The result was, at least to me, a single voice from Beijing, full of mettle and determination, the voice of the billions of the world’s women. And along with that were multiple voices: passionate, clear, focused, angry, remorseful, soft, loud, hopeful and wary, too. It’s these voices that in the intervening years I’ve sought to continue hearing, sought to continue learning from and sought to continue drawing from to create my own voice. It’s these voices that will be heard in Antigua. It’s going to be a noisy, polyglot, jangled, jubilant, resonant few days...

This concept of voice, who has it and who doesn’t, also preoccupies me as I get ready to travel to Guatemala. Fifteen years after Beijing, too many women (as well as quite a few men) aren’t heard, don’t speak, but have much to say. Earlier this week I attended a briefing in a United Nations conference room on the first phase of a girls’ education, leadership and rights training initiative that’s been launched with ten Maasai girls in the East African nations of Kenya and Tanzania. My organization, Brighter Green, based in New York City, has partnered with another U.S.-based NGO and three indigenous-led groups to get the effort off the ground. The girls, needy and bright, are settling in to boarding schools in Kenya. Our idea is to support them, not only through secondary school, but through post-graduate education or training as well - eight or so years. Along the way, they’ll be mentored by our colleagues in Kenya and Tanzania; will attend workshops on indigenous rights, women’s rights, youth rights, and the environment organized for them; and they will, in time, participate in national, regional and global meetings on indigenous peoples and issues, including at the UN.

The goal: support them to become leaders who can work skilfully at local, national and global levels. To become strong women, to lead themselves and others, to help secure a future for themselves and their communities in the context of a fast-changing climate that already is scrambling weather patterns, livelihoods and life options for these girls and their families. When drought hits and livestock die, household poverty intensifies. Girls - including some participating in this new program - are at risk of being pulled out of school (the fees out of reach) and married off, usually to an older man who can offer livestock (the bride price) in return. Right now, they have little voice. But that will change. They’ve completed their first term in their new schools. Most have done well in their exams. We hear they aren’t homesick.

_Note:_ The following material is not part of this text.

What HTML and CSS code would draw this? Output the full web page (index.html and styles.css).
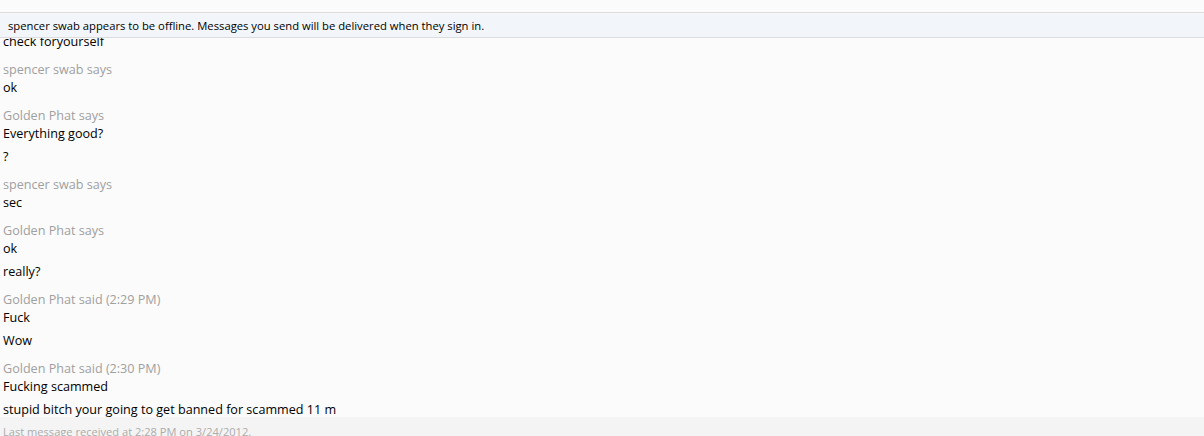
FILE: index.html
```html
<!DOCTYPE html>
<html>
<head>
<meta charset="utf-8">
<link rel="stylesheet" href="styles.css">
</head>
<body>
<div class="window">
  <div class="topgap"></div>
  <div class="banner">spencer swab appears to be offline. Messages you send will be delivered when they sign in.</div>
  <div class="log">
    <div class="group first">
      <div class="msg">check foryourself</div>
    </div>
    <div class="group">
      <div class="who">spencer swab says</div>
      <div class="msg">ok</div>
    </div>
    <div class="group">
      <div class="who">Golden Phat says</div>
      <div class="msg">Everything good?</div>
      <div class="msg">?</div>
    </div>
    <div class="group">
      <div class="who">spencer swab says</div>
      <div class="msg">sec</div>
    </div>
    <div class="group">
      <div class="who">Golden Phat says</div>
      <div class="msg">ok</div>
      <div class="msg">really?</div>
    </div>
    <div class="group">
      <div class="who">Golden Phat said (2:29 PM)</div>
      <div class="msg">Fuck</div>
      <div class="msg">Wow</div>
    </div>
    <div class="group">
      <div class="who">Golden Phat said (2:30 PM)</div>
      <div class="msg">Fucking scammed</div>
      <div class="msg">stupid bitch your going to get banned for scammed 11 m</div>
    </div>
  </div>
  <div class="footer">Last message received at 2:28 PM on 3/24/2012.</div>
</div>
</body>
</html>
```
FILE: styles.css
```css
html, body {
  margin: 0;
  padding: 0;
  background: #fbfbfb;
}
.window {
  width: 1204px;
  height: 436px;
  overflow: hidden;
  display: flex;
  flex-direction: column;
  font-family: "Open Sans", "Noto Sans", sans-serif;
  font-size: 12.6px;
  color: #000;
}
.topgap {
  height: 12px;
  flex: none;
}
.banner {
  flex: none;
  height: 24px;
  line-height: 25px;
  background: #f2f6fb;
  border-top: 1px solid #dcdcdc;
  border-bottom: 1px solid #dcdcdc;
  padding-left: 8px;
  font-size: 11.25px;
  color: #000;
}
.log {
  flex: none;
  height: 379px;
  overflow: hidden;
  padding-left: 3px;
}
.group {
  margin-top: 10px;
}
.group.first {
  margin-top: -5px;
}
.who {
  line-height: 18px;
  color: #a0a0a0;
}
.msg {
  line-height: 18px;
}
.msg + .msg {
  margin-top: 5px;
}
.footer {
  flex: 1;
  background: #f4f4f4;
  padding-left: 3px;
  padding-top: 6px;
  line-height: 18px;
  font-size: 11.1px;
  color: #acacac;
}
```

In fact, several chose to stay in Nairobi during the term break. They were housed, mentored and urged to read and study by one of our partners, Lucy Mulenkei, founder and director of the Indigenous Information Network in Kenya. Lucy has a voice, soft, but very strong. The girls, too, will have a voice, with a timbre all its own. When I’m in Guatemala I’ll be wondering about the sound of those voices, their development, the confidence that can grow in the tone and manner, in the volume. And I’ll be listening carefully throughout the conference to voices soft and loud, in languages I understand and those I don’t, to really hear what’s said and how it’s said, to imbibe the substance and the power with a view to sharing how democracy, and voice itself, are redefined.